Up till now, numerous researches on CZTS thin-film preparation by different deposition techniques have been reported such as thermal deposition [8], pulsed laser deposition [9], electrodeposition [10], spray pyrolysis [11] and sol–gel spin coating [12]. Amid these techniques, the sol–gel spin coating is simplest and most efficient low-cost thin-film preparation technique. It is well known that the CZTS is a quaternary substance [13]. Hence, synthesis of single-phase CZTS thin film is quite challenging. For the synthesis of a single-phase CZTS thin film, it is necessary to know the thin-film control parameters. So far, the major studies have considered one factor/control parameter at a time for the CZTS thin-film properties optimization. Yu et al. [14] and Wu et al. [13] studied the effect of spin speed on the properties of CZTS thin films. The effect of annealing temperature on optical properties of CZTS thin films is also well reported [16,17,18]. Tchognia et al. [19] investigated the effect of annealing time on the properties of CZTS thin films. Nevertheless, multiple parameter consideration for optimization is very scarcely reported. Tchognia et al. [20] reported multiple parameter optimization for only single response (band gap) by Taguchi approach. However, no validation test was carried out to validate the findings. Moreover, Taguchi approach can optimize only one response at a time and gives an optimum combination of the control parameters, not a specific condition [21]. Hence, to achieve a specific optimum condition and carry out multi-response optimization response surface methodology (RSM) must be implemented [22]. To the best of author’s knowledge, a comprehensive study on the simultaneous effect of each of the major parameters on the multiple responses (band gap and PCE) for optimization of sol–gel spin-coated CZTS thin film by RSM is not yet reported. Hence, there is a need for such comprehensive study.
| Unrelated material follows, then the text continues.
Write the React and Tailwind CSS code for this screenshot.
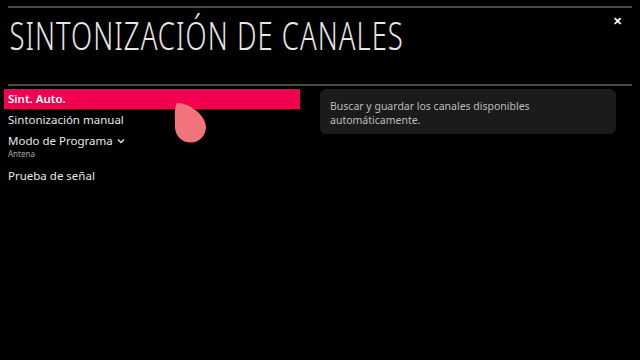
import React from 'react';

const menuItems = [
  { label: 'Sintonización manual' },
  { label: 'Modo de Programa', sub: 'Antena', chevron: true },
  { label: 'Prueba de señal' },
];

function Pointer() {
  return (
    <svg
      className="absolute left-[173px] top-[101px]"
      width="34"
      height="42"
      viewBox="0 0 34 42"
    >
      <path
        d="M4 2 C 14 1, 33 13, 33 26 A 15.5 15.5 0 0 1 2 26 C 2 17, 1 6, 4 2 Z"
        fill="#f3737b"
      />
    </svg>
  );
}

export default function App() {
  return (
    <div
      className="relative w-[640px] h-[360px] overflow-hidden bg-black text-white"
      style={{ fontFamily: '"Noto Sans", "Open Sans", sans-serif' }}
    >
      {/* Header */}
      <div className="px-2 pt-[6px]">
        <div className="h-[2px] w-[624px] bg-[#4a4a4a]" />
        <div className="flex items-start justify-between">
          <h1 className="origin-left scale-x-[0.703] whitespace-nowrap pl-[2px] pt-[4px] text-[39px] leading-[46px] font-light tracking-[1.5px] text-[#e6e6e6]">
            SINTONIZACIÓN DE CANALES
          </h1>
          <button className="mr-[10px] mt-[7px] text-[11px] font-bold leading-none text-white">✕</button>
        </div>
        <div className="mt-[26px] h-[2px] w-[624px] bg-[#4a4a4a]" />
      </div>

      {/* Body */}
      <div className="mt-[3px] flex">
        <div className="w-[300px] pl-[4px]">
          <div className="flex h-[20px] items-center bg-[#f0004f] pl-[4px] text-[11.5px] font-semibold">
            Sint. Auto.
          </div>
          <div className="flex flex-col pl-[4px] text-[11.5px] text-[#e8e8e8]">
            {menuItems.map((item) => (
              <div key={item.label} className="flex flex-col">
                <div className="flex h-[21px] items-center">
                  <span>{item.label}</span>
                  {item.chevron && (
                    <svg className="ml-[4px]" width="8" height="6" viewBox="0 0 8 6">
                      <path d="M1 1.5 L4 4.5 L7 1.5" fill="none" stroke="#e8e8e8" strokeWidth="1.3" />
                    </svg>
                  )}
                </div>
                {item.sub && (
                  <div className="-mt-[2px] mb-[6px] text-[8px] leading-[10px] text-[#a8a8a8]">{item.sub}</div>
                )}
              </div>
            ))}
          </div>
        </div>

        <div className="ml-[20px] h-[45px] w-[296px] rounded-[6px] bg-[#1b1b1b] px-[10px] pt-[10px] text-[10.5px] leading-[14px] text-[#bdbdbd]">
          Buscar y guardar los canales disponibles
          <br />
          automáticamente.
        </div>
      </div>

      <Pointer />
    </div>
  );
}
In the present study, CZTS thin films are prepared by the sol–gel spin-coating technique. The four major thin-film control parameters, namely spin speed, spin time, annealing temperature and annealing time, are considered based on the literature available and our previous parametric study [23, 24]. All the parameters are varied at three different levels. RSM, the Box–Behnken design, is implemented for the optimization of control parameters in terms of multiple responses. The band gap and power conversion efficiency (PCE) are considered as the responses. Design Expert software is implemented to generate mathematical model between control parameters and responses. The analysis of model is also carried out with the help of software. Further, the effect of the control parameter on both band gap and PCE is obtained by analysis of variance (ANOVA) results. In addition, optimization of mathematical model is carried out and a specific optimum deposition condition is acquired. A validation test is also carried out to confirm whether the obtained specific optimized condition leads to maximum PCE or not.

Experimental

FTO pretreatment

The FTO (fluorine-doped tin oxide, ~ 7Ω/sq.) glass substrate was purchased from Sigma-Aldrich. FTO substrate was properly cleaned as per the method described in our previous study [11]. Substrate was first etched with Zn powder and diluted HCl and then rinsed with DI water. Further, it was sonicated with acetone, followed by rinsing with DI water, and finally dried under vacuum oven.

CZTS thin-film preparation

The CZTS thin films were synthesized by a very cost-effective sol–gel spin-coating technique. The sol–gel solution was prepared by dissolving copper chloride, zinc acetate, tin chloride and thiourea into propylene glycol. All the chemicals were purchased from Finar Ltd., India. Few drops of MEA (monoethanolamine) were added as a stabilizer. A clear yellow-colored solution was obtained at the end of 1 h stirring at room temperature. Further, the solution was spin-coated using spin coater (VB Ceramic Consultants, Chennai, India) on the cleaned FTO substrate. Subsequently, the film was dried at 230 °C temperature. The deposition process was carried out 7 times in order to acquire desired film thickness (1–2 µm). Lastly, the film was annealed under argon atmosphere. The spin speed, spin time, annealing temperature and annealing time were varied at three different levels (low level, medium level and high level), which are listed in Table 1 (in "Design of experiments and analysis" section). All the experiments were carried out as per Box–Behnken design array shown in Table 2 (in "Design of experiments and analysis" section).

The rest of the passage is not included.